*PROBLEM TO SOLVE*.
Write out all the lines again, precisely as they stand, but without the images.

*DATASET ENTRIES*.
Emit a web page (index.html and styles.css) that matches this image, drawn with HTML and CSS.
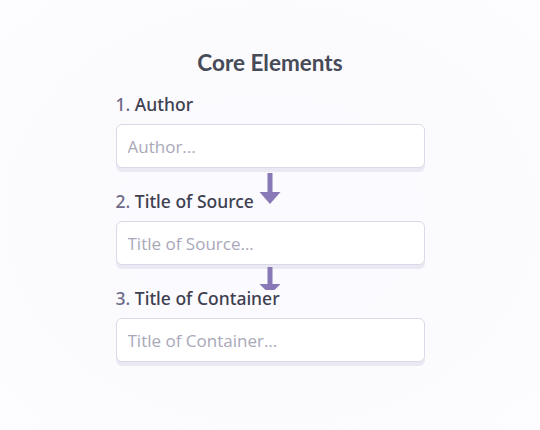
FILE: index.html
```html
<!DOCTYPE html>
<html lang="en">
<head>
<meta charset="utf-8">
<title>Core Elements</title>
<link rel="stylesheet" href="styles.css">
</head>
<body>
<main class="panel">
  <h1 class="title">Core Elements</h1>
  <div class="field">
    <label class="label" for="author"><span class="num">1.</span> Author</label>
    <input class="input" id="author" type="text" placeholder="Author...">
    <svg class="arrow" width="22" height="32" viewBox="0 0 22 32" aria-hidden="true">
      <rect x="8.5" y="0" width="5" height="20" fill="#8878b6"/>
      <polygon points="0.5,19 21.5,19 11,31" fill="#8878b6"/>
    </svg>
  </div>
  <div class="field">
    <label class="label" for="source"><span class="num">2.</span> Title of Source</label>
    <input class="input" id="source" type="text" placeholder="Title of Source...">
    <svg class="arrow arrow-cut" width="22" height="24" viewBox="0 0 22 24" aria-hidden="true">
      <rect x="8.5" y="0" width="5" height="18" fill="#8878b6"/>
      <polygon points="0.5,17 21.5,17 15.5,23 6.5,23" fill="#8878b6"/>
    </svg>
  </div>
  <div class="field">
    <label class="label" for="container"><span class="num">3.</span> Title of Container</label>
    <input class="input" id="container" type="text" placeholder="Title of Container...">
  </div>
</main>
</body>
</html>
```
FILE: styles.css
```css
html, body {
  margin: 0;
  height: 100%;
}
body {
  background: radial-gradient(ellipse at 50% 50%, #fbfaff 0%, #fbfafd 60%, #fdfcfe 100%);
  font-family: "Open Sans", "Noto Sans", sans-serif;
  color: #3f4150;
}
.panel {
  width: 309px;
  margin: 0 auto;
  padding-top: 49px;
  display: flex;
  flex-direction: column;
}
.title {
  margin: 0 0 16px;
  text-align: center;
  font-family: Lato, "Open Sans", sans-serif;
  font-size: 22.5px;
  font-weight: 700;
  line-height: 28px;
  color: #474b57;
}
.field {
  position: relative;
  display: flex;
  flex-direction: column;
  gap: 9px;
  margin-bottom: 22px;
}
.label {
  font-family: "Noto Sans", "Open Sans", sans-serif;
  font-size: 17.5px;
  line-height: 22px;
  font-weight: 500;
  color: #3e4050;
  position: relative;
  z-index: 1;
}
.num {
  color: #6c6a88;
}
.input {
  box-sizing: border-box;
  width: 309px;
  height: 44px;
  margin: 0;
  padding: 0 11px;
  border: 1.5px solid #dbd9e7;
  border-radius: 6px;
  background: #ffffff;
  box-shadow: 0 4px 0 #eae8f2;
  font-family: inherit;
  font-size: 17px;
  color: #3f4150;
  outline: none;
}
.input::placeholder {
  color: #a9a8b9;
}
.arrow {
  position: absolute;
  left: 143.5px;
  top: 100%;
  margin-top: 5px;
}
.arrow-cut {
  margin-top: 2px;
}
```
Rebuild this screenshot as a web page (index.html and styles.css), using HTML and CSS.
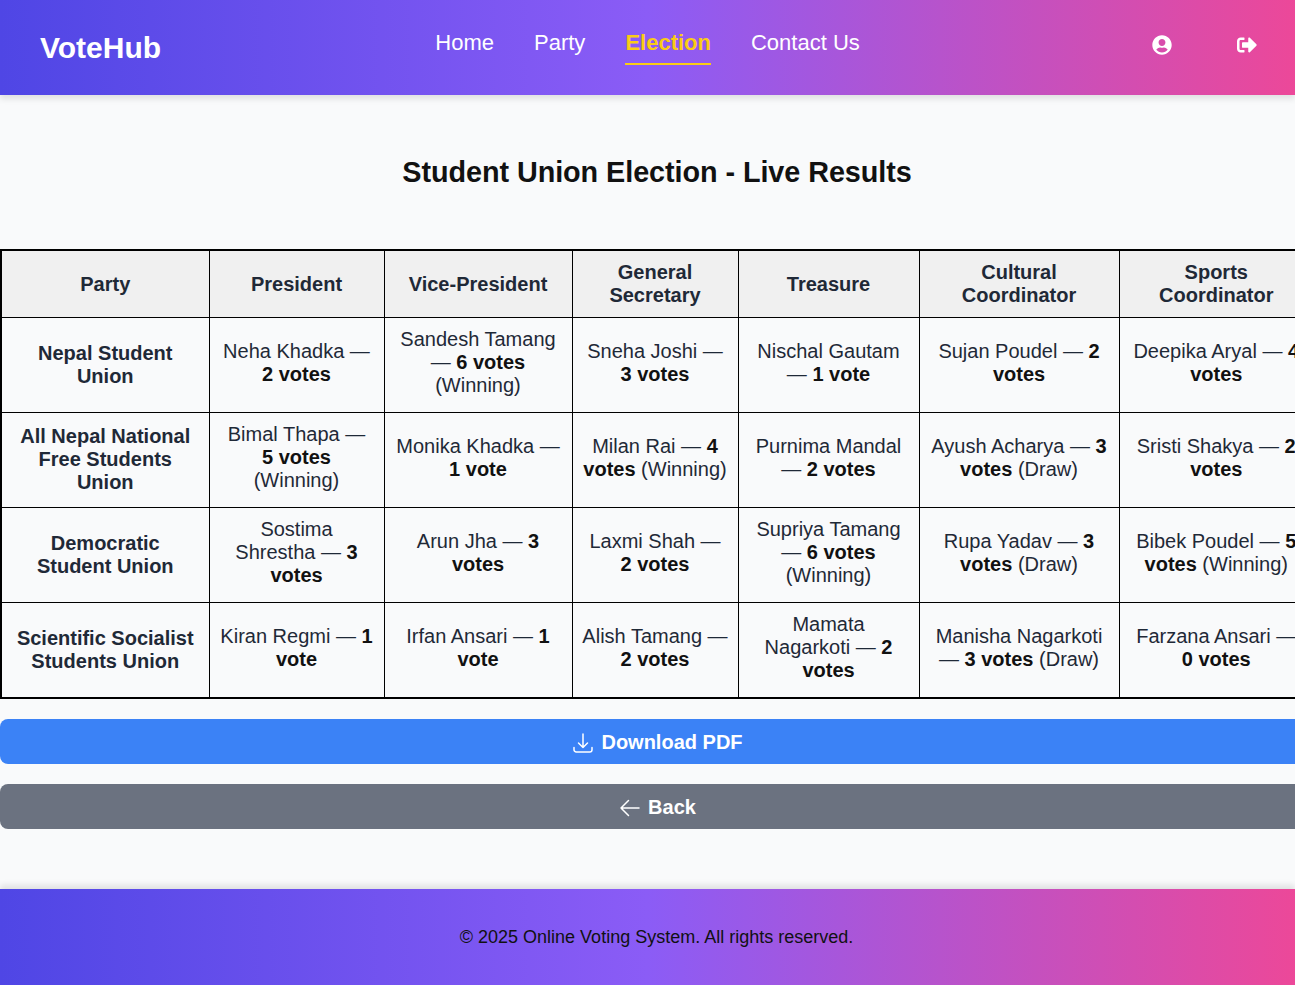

*ANSWER FOR THIS EXERCISE*.
Emit a web page (index.html and styles.css) that matches this image, drawn with HTML and CSS.
FILE: index.html
```html
<!DOCTYPE html>
<html lang="en">
<head>
<meta charset="utf-8">
<title>Core Elements</title>
<link rel="stylesheet" href="styles.css">
</head>
<body>
<main class="panel">
  <h1 class="title">Core Elements</h1>
  <div class="field">
    <label class="label" for="author"><span class="num">1.</span> Author</label>
    <input class="input" id="author" type="text" placeholder="Author...">
    <svg class="arrow" width="22" height="32" viewBox="0 0 22 32" aria-hidden="true">
      <rect x="8.5" y="0" width="5" height="20" fill="#8878b6"/>
      <polygon points="0.5,19 21.5,19 11,31" fill="#8878b6"/>
    </svg>
  </div>
  <div class="field">
    <label class="label" for="source"><span class="num">2.</span> Title of Source</label>
    <input class="input" id="source" type="text" placeholder="Title of Source...">
    <svg class="arrow arrow-cut" width="22" height="24" viewBox="0 0 22 24" aria-hidden="true">
      <rect x="8.5" y="0" width="5" height="18" fill="#8878b6"/>
      <polygon points="0.5,17 21.5,17 15.5,23 6.5,23" fill="#8878b6"/>
    </svg>
  </div>
  <div class="field">
    <label class="label" for="container"><span class="num">3.</span> Title of Container</label>
    <input class="input" id="container" type="text" placeholder="Title of Container...">
  </div>
</main>
</body>
</html>
```
FILE: styles.css
```css
html, body {
  margin: 0;
  height: 100%;
}
body {
  background: radial-gradient(ellipse at 50% 50%, #fbfaff 0%, #fbfafd 60%, #fdfcfe 100%);
  font-family: "Open Sans", "Noto Sans", sans-serif;
  color: #3f4150;
}
.panel {
  width: 309px;
  margin: 0 auto;
  padding-top: 49px;
  display: flex;
  flex-direction: column;
}
.title {
  margin: 0 0 16px;
  text-align: center;
  font-family: Lato, "Open Sans", sans-serif;
  font-size: 22.5px;
  font-weight: 700;
  line-height: 28px;
  color: #474b57;
}
.field {
  position: relative;
  display: flex;
  flex-direction: column;
  gap: 9px;
  margin-bottom: 22px;
}
.label {
  font-family: "Noto Sans", "Open Sans", sans-serif;
  font-size: 17.5px;
  line-height: 22px;
  font-weight: 500;
  color: #3e4050;
  position: relative;
  z-index: 1;
}
.num {
  color: #6c6a88;
}
.input {
  box-sizing: border-box;
  width: 309px;
  height: 44px;
  margin: 0;
  padding: 0 11px;
  border: 1.5px solid #dbd9e7;
  border-radius: 6px;
  background: #ffffff;
  box-shadow: 0 4px 0 #eae8f2;
  font-family: inherit;
  font-size: 17px;
  color: #3f4150;
  outline: none;
}
.input::placeholder {
  color: #a9a8b9;
}
.arrow {
  position: absolute;
  left: 143.5px;
  top: 100%;
  margin-top: 5px;
}
.arrow-cut {
  margin-top: 2px;
}
```
Rebuild this screenshot as a web page (index.html and styles.css), using HTML and CSS.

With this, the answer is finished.